In a scathing letter, 32-year RCMP veteran Peter Kennedy takes aim at Paulson and questions his ability to bring about real change within the national police force.
"You do a good interview on television and say all the right things. But words will not help this organization in any way — never have and never will," Kennedy writes.
"At this time, I do not have very much respect for your actions. You are, at this point, a man of words only. Your words are falling on deaf ears, commissioner."
In an email to CBC News Wednesday, Paulson said he was "not sure what to make of this [Constable] Kennedy."
"Clearly he is unhappy. I think a lot of our members are feeling the stress of change and adapting," Paulson wrote in the email to CBC News Network's Power & Politics host Evan Solomon. "One of my tasks is to make sure [Mounties] have all the information and tools available to get on board. It's their job to understand and implement the change.
"Most will succeed, some will find it difficult, some will resist," Paulson wrote.
Last week, CBC News obtained an email exchange between Paulson and Staff Sgt. Tim Chad, who wrote that trust is missing between officers and senior managers.
Paulson — who was promoted to commissioner late last year and pledged to transform the RCMP to restore morale within the force — responded by suggesting Chad is "living under a rock" if he thinks that the RCMP does not require an "all hands on deck" approach to restoring the public's trust.
In his email to Power & Politics Wednesday, Paulson said he stands by his commments to Chad.
"My email speaks for itself," Paulson wrote.
'Aggressive, insulting, arrogant'
In his letter to Paulson, Kennedy writes that Chad’s opinion is "shared by many thousands" and warns the commissioner not to ignore his critics.
"I find your reply to [Chad] aggressive, insulting, arrogant, condescending and immature," Kennedy writes, adding that Chad was just "asking for a little understanding and help."
Kennedy goes on to criticize RCMP management, saying top brass "keeps on failing with a big fat F."
"There is a lot more than sexual harassment happening in this organization," Kennedy writes.
"There is bullying, intimidation, exclusion, veiled threats and more.

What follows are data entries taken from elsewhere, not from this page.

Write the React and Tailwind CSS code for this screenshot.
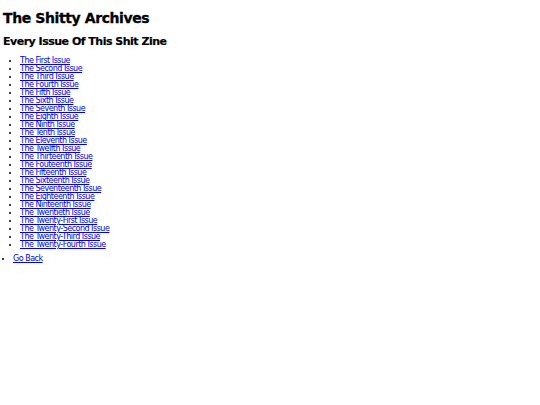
const issues = [
  "The First Issue",
  "The Second Issue",
  "The Third Issue",
  "The Fourth Issue",
  "The Fifth Issue",
  "The Sixth Issue",
  "The Seventh Issue",
  "The Eighth Issue",
  "The Ninth Issue",
  "The Tenth Issue",
  "The Eleventh Issue",
  "The Twelfth Issue",
  "The Thirteenth Issue",
  "The Fouteenth Issue",
  "The Fifteenth Issue",
  "The Sixteenth Issue",
  "The Seventeenth Issue",
  "The Eighteenth Issue",
  "The Ninteenth Issue",
  "The Twentieth Issue",
  "The Twenty-First Issue",
  "The Twenty-Second Issue",
  "The Twenty-Third Issue",
  "The Twenty-Fourth Issue",
]

export default function App() {
  return (
    <div className="min-h-[405px] bg-white px-[3px] pt-[8px] text-black font-['DejaVu_Sans',sans-serif]">
      <h1 className="text-[14px] font-bold leading-[20px] tracking-[-0.4px] [-webkit-text-stroke:0.3px_black]">The Shitty Archives</h1>
      <h2 className="mt-[7px] text-[11px] font-bold leading-[14px] tracking-[-0.5px] [-webkit-text-stroke:0.2px_black]">Every Issue Of This Shit Zine</h2>
      <ul className="mt-[8px] list-disc pl-[17px] text-[8px] leading-[8px] tracking-[-0.5px]">
        {issues.map((name) => (
          <li key={name}>
            <a href="#" className="text-[#0000ee] underline">{name}</a>
          </li>
        ))}
      </ul>
      <ul className="mt-[6px] list-disc pl-[10px] text-[8px] leading-[8px] tracking-[-0.5px]">
        <li>
          <a href="#" className="text-[#0000ee] underline">Go Back</a>
        </li>
      </ul>
    </div>
  )
}
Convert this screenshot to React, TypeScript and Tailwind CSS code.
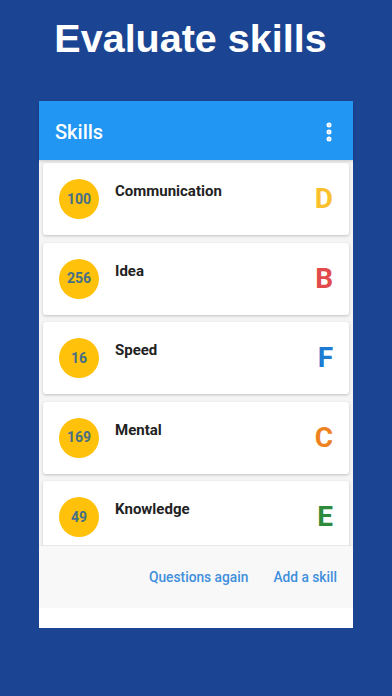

The RCMP is slowly eroding because of management’s refusal to admit failure, or even step up to the proverbial plate."
'The tip of the iceberg'
Kennedy adds that few of the supervisors he’s worked for over the years merit the respect they expect from front-line police officers.
"I am proud to be a law enforcement officer but not proud to be a member of the RCMP … and this saddens me deeply," he writes.
"As an organization, we can no longer hide, or make excuses for, our bad behaviour. We are no longer the image on the post card purchased by tourists. This is just the tip of the iceberg."
Kennedy signs his letter, "A very proud police officer. A very disillusioned member of the RCMP."
Paulson said Wednesday that it is "not ideal" to have the RCMP's internal disputes play out in the media.
"For every email from the likes of [Constable] Kennedy I get a pile of supportive — 'it's about time' — messages," Paulson wrote.
Kennedy's letter is the latest in a slew of complaints against the RCMP, from allegations of sexual harassment to claims of bullying and intimidation.
The RCMP is facing a number of lawsuits from women who allege they were subject to harassment and bullying on the job, including a class-action suit filed by hundreds of current and former Mounties.